Мне довелось также посмотреть весьма интересные работы любительских коллективов: «Моста» (СГУ) и «Фантастической реальности».
– На ваш взгляд, каков потенциал коллектива республиканской драмы?
– Среди приглашенных в мою рабочую группу были в основном те, кто проявлял активный, живой интерес, хотел работать. Знаете, по моим наблюдениям, в целом по стране больше ленивых актеров. И почему-то это особенно проявляется в национальных двуязычных театрах.
Хочу отметить актерского лидера группы – Людмилу Третьякову. Зрелая по мастерству, точная по действию на сцене, чрезвычайно работоспособная. По эмоциональному накалу игры она намного превосходит известных мне хрестоматийных исполнительниц роли Катарины.
Вообще, в театре есть сильные актеры, с которыми интересно было бы поработать любому режиссеру. Среди них отмечу Михаила Липина, актерская магия и фантастическая энергетика которого овладевает даже залом вашего оперного театра. Глубокая и колоритная актриса Глафира Сидорова была вдохновительницей и душой нашей работы над спектаклем.
Актерский потенциал театра в целом бесспорен. Проблему я вижу, скорее, не в актерах, а в отношении к ним, к театру как к некой застывшей структуре.
Почти сто лет единственной организационной формой, согласно концепту Станиславского, был репертуарный стационарный театр. Хотите вы того или нет, но сейчас время само выводит театр на иные, альтернативные, формы, которые, впрочем, могут прекрасно сосуществовать с традиционными. Это прежде всего антреприза: гастрольная и в пределах города, режиссерская и актерская. И это спасительно особенно сейчас, когда бюджетный театр влачит жалкое существование, а в провинции театры попросту закрываются.

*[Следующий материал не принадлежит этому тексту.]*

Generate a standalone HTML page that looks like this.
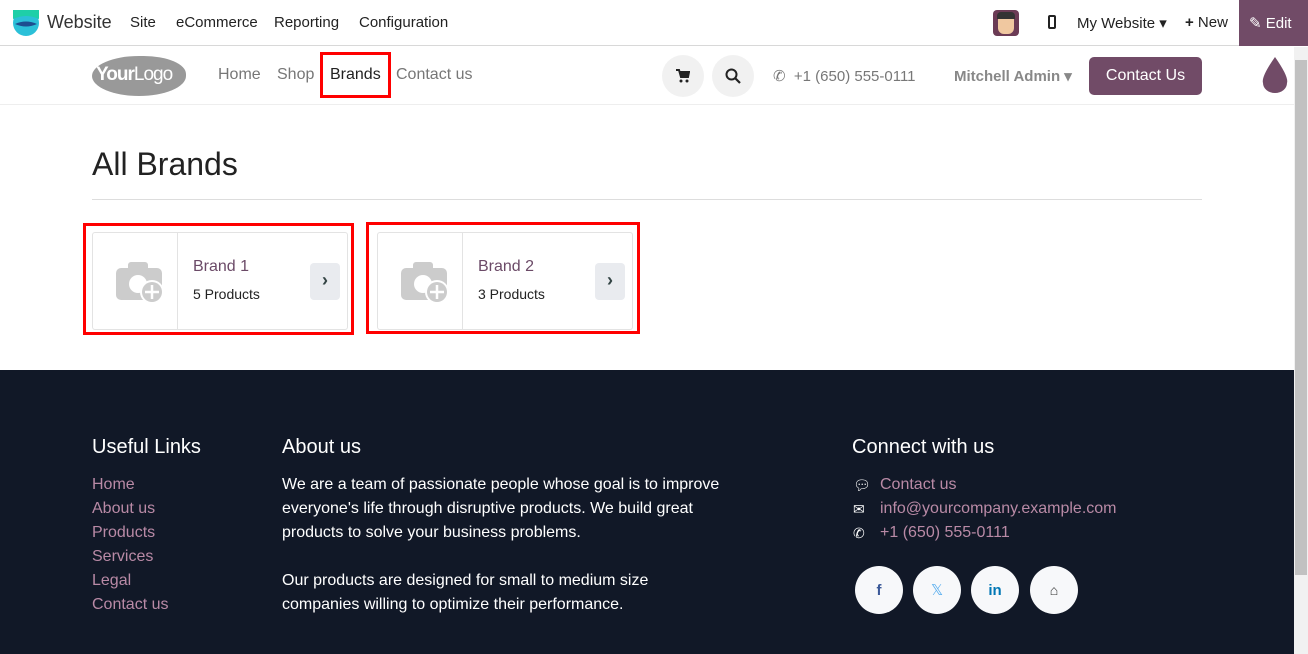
<!DOCTYPE html>
<html><head><meta charset="utf-8"><style>
*{box-sizing:border-box;margin:0;padding:0}
body{width:1308px;height:654px;overflow:hidden;font-family:"Liberation Sans",sans-serif;background:#fff;position:relative}
.abs{position:absolute}
.top{position:absolute;left:0;top:0;width:1308px;height:46px;background:#fff;border-bottom:1px solid #d8d8d8;font-size:15px;color:#222}
.top span{position:absolute;top:14px}
.hdr{position:absolute;left:0;top:47px;width:1294px;height:58px;border-bottom:1px solid #eee;background:#fff}
.nav{position:absolute;top:19px;font-size:16px;color:#777}
.circ{position:absolute;width:42px;height:42px;border-radius:50%;background:#f1f1f1;top:8px}
.card{position:absolute;top:232px;width:256px;height:98px;border:1px solid #e3e3e3;border-radius:3px}
.red{position:absolute;border:3px solid #f00}
footer{position:absolute;left:0;top:370px;width:1294px;height:284px;background:#111827;color:#fff}
footer h4{position:absolute;font-weight:normal;font-size:20px;top:66px}
.lk{position:absolute;font-size:16px;color:#b98aa6;line-height:24px}
.soc{position:absolute;top:196px;width:48px;height:48px;border-radius:50%;background:#f7f8fa;display:flex;align-items:center;justify-content:center;font-weight:bold;font-size:15px}
</style></head><body>
<div class="top">
 <svg class="abs" style="left:13px;top:10px" width="26" height="26" viewBox="0 0 26 26"><circle cx="13" cy="13" r="13" fill="#2bc0d8"/><path d="M0 9 Q13 3 26 9 L26 0 0 0Z" fill="#1ecfa8"/><path d="M2 14 Q13 9 24 14 Q13 19 2 14Z" fill="#1d4e8f"/></svg>
 <span style="left:47px;top:12px;font-size:18px;color:#333">Website</span>
 <span style="left:130px">Site</span><span style="left:176px">eCommerce</span><span style="left:274px">Reporting</span><span style="left:359px">Configuration</span>
 <div class="abs" style="left:993px;top:10px;width:26px;height:26px;border-radius:4px;background:#6b3b55"><div class="abs" style="left:5px;top:4px;width:16px;height:20px;border-radius:6px;background:#f0c8a0"></div><div class="abs" style="left:4px;top:2px;width:18px;height:7px;background:#333;border-radius:4px 4px 0 0"></div></div>
 <div class="abs" style="left:1048px;top:15px;width:8px;height:14px;border:2px solid #222;border-radius:2px"></div>
 <span style="left:1077px">My Website ▾</span>
 <span style="left:1185px"><b>+</b> New</span>
 <div class="abs" style="left:1239px;top:0;width:69px;height:46px;background:#714b67;color:#fff"><span style="left:10px;color:#fff">✎ Edit</span></div>
</div>
<div class="hdr">
 <div class="abs" style="left:92px;top:9px;width:94px;height:40px;background:#999;border-radius:50% 45% 50% 50%"></div>
 <div class="abs" style="left:96px;top:17px;font-size:19px;color:#fff;letter-spacing:-1px"><b>Your</b>Logo</div>
 <span class="nav" style="left:218px">Home</span><span class="nav" style="left:277px">Shop</span><span class="nav" style="left:330px;color:#222">Brands</span><span class="nav" style="left:396px">Contact us</span>
 <div class="circ" style="left:662px"><svg class="abs" style="left:14px;top:14px" width="14" height="14" viewBox="0 0 14 14"><path d="M0 1h3l2 7h7l1-5H4" fill="none" stroke="#222" stroke-width="2"/><rect x="4" y="3" width="9" height="5" fill="#222"/><circle cx="5" cy="12" r="1.5" fill="#222"/><circle cx="11" cy="12" r="1.5" fill="#222"/></svg></div>
 <div class="circ" style="left:712px"><svg class="abs" style="left:13px;top:13px" width="16" height="16"><circle cx="6.5" cy="6.5" r="5" fill="none" stroke="#222" stroke-width="2"/><path d="M10 10 L15 15" stroke="#222" stroke-width="2.2"/></svg></div>
 <span class="nav" style="left:773px;font-size:15px;top:20px">✆ &nbsp;+1 (650) 555-0111</span>
 <span class="nav" style="left:954px;font-size:15px;top:20px;font-weight:bold;color:#888">Mitchell Admin ▾</span>
 <div class="abs" style="left:1089px;top:10px;width:113px;height:38px;background:#714b67;border-radius:5px;color:#fff;font-size:16px;text-align:center;line-height:38px">Contact Us</div>
 <svg class="abs" style="left:1261px;top:10px" width="28" height="36" viewBox="0 0 28 36"><path d="M14 0 Q28 20 26 26 A12 10 0 0 1 2 26 Q0 20 14 0Z" fill="#714b67"/></svg>
</div>
<div class="abs" style="left:1294px;top:47px;width:14px;height:607px;background:#f1f1f1"><div class="abs" style="left:1px;top:13px;width:12px;height:515px;background:#c1c1c1"></div></div>
<div class="abs" style="left:92px;top:146px;font-size:32px;color:#222">All Brands</div>
<div class="abs" style="left:92px;top:199px;width:1110px;height:1px;background:#ddd"></div>
<div class="red" style="left:320px;top:52px;width:71px;height:46px"></div>
<div class="red" style="left:83px;top:223px;width:271px;height:112px"></div>
<div class="red" style="left:366px;top:222px;width:274px;height:112px"></div>
<div class="card" style="left:92px"><div class="abs" style="left:84px;top:0;width:1px;height:96px;background:#e3e3e3"></div>
 <svg class="abs" style="left:23px;top:29px" width="50" height="44"><rect x="0" y="6" width="46" height="32" rx="5" fill="#ccc"/><rect x="12" y="0" width="20" height="10" rx="3" fill="#ccc"/><circle cx="22" cy="22" r="9" fill="#fff"/><circle cx="36" cy="30" r="12" fill="#fff"/><circle cx="36" cy="30" r="10" fill="#ccc"/><path d="M36 23v14M29 30h14" stroke="#fff" stroke-width="2.5"/></svg>
 <div class="abs" style="left:100px;top:25px;font-size:16px;color:#6b4a67">Brand 1</div><div class="abs" style="left:100px;top:53px;font-size:14px;color:#222">5 Products</div>
 <div class="abs" style="left:217px;top:30px;width:30px;height:37px;background:#e9ebef;border-radius:4px;color:#344;font-weight:bold;font-size:18px;text-align:center;line-height:35px">›</div></div>
<div class="card" style="left:377px"><div class="abs" style="left:84px;top:0;width:1px;height:96px;background:#e3e3e3"></div>
 <svg class="abs" style="left:23px;top:29px" width="50" height="44"><rect x="0" y="6" width="46" height="32" rx="5" fill="#ccc"/><rect x="12" y="0" width="20" height="10" rx="3" fill="#ccc"/><circle cx="22" cy="22" r="9" fill="#fff"/><circle cx="36" cy="30" r="12" fill="#fff"/><circle cx="36" cy="30" r="10" fill="#ccc"/><path d="M36 23v14M29 30h14" stroke="#fff" stroke-width="2.5"/></svg>
 <div class="abs" style="left:100px;top:25px;font-size:16px;color:#6b4a67">Brand 2</div><div class="abs" style="left:100px;top:53px;font-size:14px;color:#222">3 Products</div>
 <div class="abs" style="left:217px;top:30px;width:30px;height:37px;background:#e9ebef;border-radius:4px;color:#344;font-weight:bold;font-size:18px;text-align:center;line-height:35px">›</div></div>
<footer>
 <h4 style="left:92px">Useful Links</h4><h4 style="left:282px">About us</h4><h4 style="left:852px">Connect with us</h4>
 <div class="lk" style="left:92px;top:103px">Home<br>About us<br>Products<br>Services<br>Legal<br>Contact us</div>
 <div class="lk" style="left:282px;top:103px;color:#fff">We are a team of passionate people whose goal is to improve<br>everyone's life through disruptive products. We build great<br>products to solve your business problems.<br><br>Our products are designed for small to medium size<br>companies willing to optimize their performance.</div>
 <div class="lk" style="left:853px;top:103px;color:#fff;font-size:14px">💬︎<br>✉<br>✆</div>
 <div class="lk" style="left:880px;top:103px">Contact us<br>info@yourcompany.example.com<br>+1 (650) 555-0111</div>
 <div class="soc" style="left:855px;color:#3b5998">f</div>
 <div class="soc" style="left:913px;color:#55acee;font-weight:normal">𝕏</div>
 <div class="soc" style="left:971px;color:#0077b5">in</div>
 <div class="soc" style="left:1030px;color:#333;font-size:14px">⌂</div>
</footer>
</body></html>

В Сыктывкаре сейчас, к сожалению, антрепризы нет. Та попытка, что я видел в центре «Серсо», оказалась нежизнеспособной. По-видимому, нет заинтересованности руководства от культуры в новых театральных формах, нет требуемой временем административной мобильности, легкости. Тем самым практически ведется политика уничтожения профессионального театра.